### AIM OF THE EXERCISE
Give back the full listing, character for character, with no pictures.

### DATA SECTION
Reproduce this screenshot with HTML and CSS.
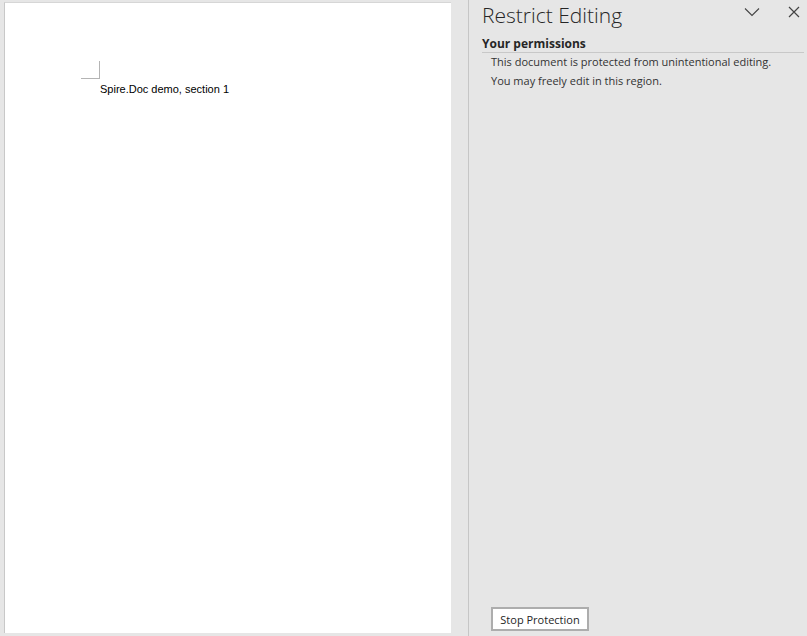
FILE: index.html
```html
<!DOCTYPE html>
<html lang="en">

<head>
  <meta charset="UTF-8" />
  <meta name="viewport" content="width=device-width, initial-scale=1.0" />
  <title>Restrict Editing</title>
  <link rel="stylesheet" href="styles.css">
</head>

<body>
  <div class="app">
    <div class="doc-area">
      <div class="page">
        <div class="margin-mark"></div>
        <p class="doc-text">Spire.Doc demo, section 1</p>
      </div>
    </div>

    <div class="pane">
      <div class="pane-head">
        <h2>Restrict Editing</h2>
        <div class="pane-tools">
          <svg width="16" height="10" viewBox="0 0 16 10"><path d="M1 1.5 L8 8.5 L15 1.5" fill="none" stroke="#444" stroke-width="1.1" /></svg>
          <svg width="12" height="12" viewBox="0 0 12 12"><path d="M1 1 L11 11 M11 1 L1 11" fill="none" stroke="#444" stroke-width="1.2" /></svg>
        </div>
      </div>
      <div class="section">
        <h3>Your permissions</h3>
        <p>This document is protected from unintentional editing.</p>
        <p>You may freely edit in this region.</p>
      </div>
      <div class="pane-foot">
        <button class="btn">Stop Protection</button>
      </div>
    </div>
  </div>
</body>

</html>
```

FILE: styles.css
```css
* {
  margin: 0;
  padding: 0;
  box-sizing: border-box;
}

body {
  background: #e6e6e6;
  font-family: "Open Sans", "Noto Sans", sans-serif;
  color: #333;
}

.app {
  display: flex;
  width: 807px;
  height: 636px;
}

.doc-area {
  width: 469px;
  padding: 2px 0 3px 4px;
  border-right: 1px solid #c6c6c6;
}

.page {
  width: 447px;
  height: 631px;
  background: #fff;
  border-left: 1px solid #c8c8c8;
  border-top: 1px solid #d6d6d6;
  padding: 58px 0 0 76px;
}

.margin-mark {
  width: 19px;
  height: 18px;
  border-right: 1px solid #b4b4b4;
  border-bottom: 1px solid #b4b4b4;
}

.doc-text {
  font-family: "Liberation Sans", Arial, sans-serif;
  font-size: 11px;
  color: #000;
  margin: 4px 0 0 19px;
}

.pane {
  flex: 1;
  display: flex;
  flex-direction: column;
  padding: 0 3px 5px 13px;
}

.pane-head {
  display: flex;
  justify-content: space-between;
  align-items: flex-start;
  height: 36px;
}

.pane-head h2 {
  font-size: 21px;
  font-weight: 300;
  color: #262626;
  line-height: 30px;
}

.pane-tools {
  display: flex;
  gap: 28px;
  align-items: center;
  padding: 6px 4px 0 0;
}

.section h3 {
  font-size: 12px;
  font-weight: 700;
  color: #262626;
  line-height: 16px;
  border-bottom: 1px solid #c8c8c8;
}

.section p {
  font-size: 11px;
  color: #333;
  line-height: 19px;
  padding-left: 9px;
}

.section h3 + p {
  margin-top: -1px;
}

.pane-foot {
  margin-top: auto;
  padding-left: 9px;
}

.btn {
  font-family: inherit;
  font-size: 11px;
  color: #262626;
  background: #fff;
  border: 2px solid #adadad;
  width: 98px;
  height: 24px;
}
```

### PROBLEM SOLUTION
Reproduce this screenshot with HTML and CSS.
FILE: index.html
```html
<!DOCTYPE html>
<html lang="en">

<head>
  <meta charset="UTF-8" />
  <meta name="viewport" content="width=device-width, initial-scale=1.0" />
  <title>Restrict Editing</title>
  <link rel="stylesheet" href="styles.css">
</head>

<body>
  <div class="app">
    <div class="doc-area">
      <div class="page">
        <div class="margin-mark"></div>
        <p class="doc-text">Spire.Doc demo, section 1</p>
      </div>
    </div>

    <div class="pane">
      <div class="pane-head">
        <h2>Restrict Editing</h2>
        <div class="pane-tools">
          <svg width="16" height="10" viewBox="0 0 16 10"><path d="M1 1.5 L8 8.5 L15 1.5" fill="none" stroke="#444" stroke-width="1.1" /></svg>
          <svg width="12" height="12" viewBox="0 0 12 12"><path d="M1 1 L11 11 M11 1 L1 11" fill="none" stroke="#444" stroke-width="1.2" /></svg>
        </div>
      </div>
      <div class="section">
        <h3>Your permissions</h3>
        <p>This document is protected from unintentional editing.</p>
        <p>You may freely edit in this region.</p>
      </div>
      <div class="pane-foot">
        <button class="btn">Stop Protection</button>
      </div>
    </div>
  </div>
</body>

</html>
```

FILE: styles.css
```css
* {
  margin: 0;
  padding: 0;
  box-sizing: border-box;
}

body {
  background: #e6e6e6;
  font-family: "Open Sans", "Noto Sans", sans-serif;
  color: #333;
}

.app {
  display: flex;
  width: 807px;
  height: 636px;
}

.doc-area {
  width: 469px;
  padding: 2px 0 3px 4px;
  border-right: 1px solid #c6c6c6;
}

.page {
  width: 447px;
  height: 631px;
  background: #fff;
  border-left: 1px solid #c8c8c8;
  border-top: 1px solid #d6d6d6;
  padding: 58px 0 0 76px;
}

.margin-mark {
  width: 19px;
  height: 18px;
  border-right: 1px solid #b4b4b4;
  border-bottom: 1px solid #b4b4b4;
}

.doc-text {
  font-family: "Liberation Sans", Arial, sans-serif;
  font-size: 11px;
  color: #000;
  margin: 4px 0 0 19px;
}

.pane {
  flex: 1;
  display: flex;
  flex-direction: column;
  padding: 0 3px 5px 13px;
}

.pane-head {
  display: flex;
  justify-content: space-between;
  align-items: flex-start;
  height: 36px;
}

.pane-head h2 {
  font-size: 21px;
  font-weight: 300;
  color: #262626;
  line-height: 30px;
}

.pane-tools {
  display: flex;
  gap: 28px;
  align-items: center;
  padding: 6px 4px 0 0;
}

.section h3 {
  font-size: 12px;
  font-weight: 700;
  color: #262626;
  line-height: 16px;
  border-bottom: 1px solid #c8c8c8;
}

.section p {
  font-size: 11px;
  color: #333;
  line-height: 19px;
  padding-left: 9px;
}

.section h3 + p {
  margin-top: -1px;
}

.pane-foot {
  margin-top: auto;
  padding-left: 9px;
}

.btn {
  font-family: inherit;
  font-size: 11px;
  color: #262626;
  background: #fff;
  border: 2px solid #adadad;
  width: 98px;
  height: 24px;
}
```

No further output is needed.